Trello is slow or unavailable

Incident Report for Trello

Postmortem

SUMMARY

On August 17, 2022, between 4:39pm UTC and 5:03pm UTC, Trello's Redis cluster that supports the Trello API experienced several short bursts of degraded performance (one-two minutes each), followed by a seven minute outage. During that time, Trello's API either took a long time to respond or failed to respond altogether. For web users, this made the Trello application unresponsive to user input, while mobile users experienced an offline mode. The Redis failure was caused by the deployment of an internal tool that used an inefficient command for querying data from Redis, thus slowing the Redis cluster significantly and causing the degraded performance experienced on the site.

IMPACT

During the event, there were three periods of degraded performance followed by a total site outage. The timeline was as follows:

04:39pm - 04:41pm UTC (2 minutes) - significant degradation
04:48pm - 04:50pm UTC (2 minutes) - significant degradation
04:54pm - 04:55pm UTC (1 minute) - minor degradation
04:56pm - 05:03pm UTC (7 minutes) - Trello completely down

During the periods of degraded performance, Trello users experienced slowness when loading board and cards, creating boards and cards, inviting users, etc. For the seven minutes when Trello was completely down, the site was unavailable.

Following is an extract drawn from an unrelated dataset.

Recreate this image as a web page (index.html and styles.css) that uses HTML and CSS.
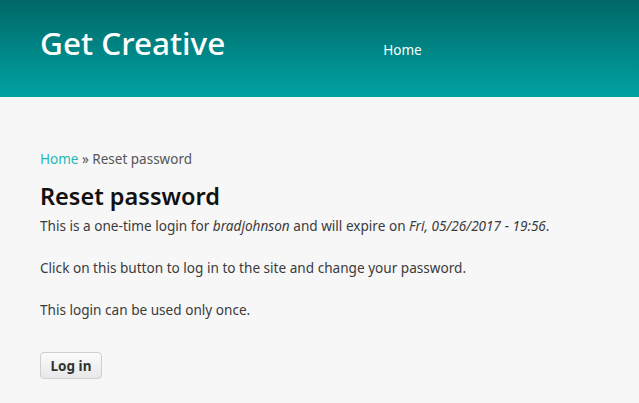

The incident was detected by internal monitoring within 10 minutes of the first degradation occurrence. The site recovered when Redis automatically failed over to a backup instance and began responding to requests as normal. The total time to resolution was 24 minutes.

ROOT CAUSE

The issue was caused by a change to Trello's server codebase where a Redis function, used primarily for debugging purposes, was shipped to production for use by an internal tool. When this function was executed, it significantly slowed the Redis cluster, causing it to ultimately fail over. The root cause of the incident was the failure to prevent the use of this function in Trello's production environment.

REMEDIAL ACTIONS PLAN & NEXT STEPS

We know that issues like this impact your productivity. While we have a number of testing and preventative process in place, this specific issue was not seen in any of Trello's non-production environments where the volume of data in cache was smaller than in Trello's production Redis cache.

We are prioritizing the following improvement to avoid repeating this type of incident:

Implement rules to block the use of the offending Redis command as well as other debugging commands in production.

We apologize to customers whose services were impacted during this incident; we are taking immediate steps to improve the platform’s performance and availability.

Thanks,

Trello

Posted Aug 24, 2022 - 17:58 EDT

Resolved

This incident has been resolved.

Posted Aug 17, 2022 - 14:05 EDT

Monitoring

Trello is operational. We'll continue to investigate the root cause and monitor until the issue is resolved.

Posted Aug 17, 2022 - 13:35 EDT

Investigating

We are currently investigating this issue.

Posted Aug 17, 2022 - 13:07 EDT

This incident affected: Trello.com and API.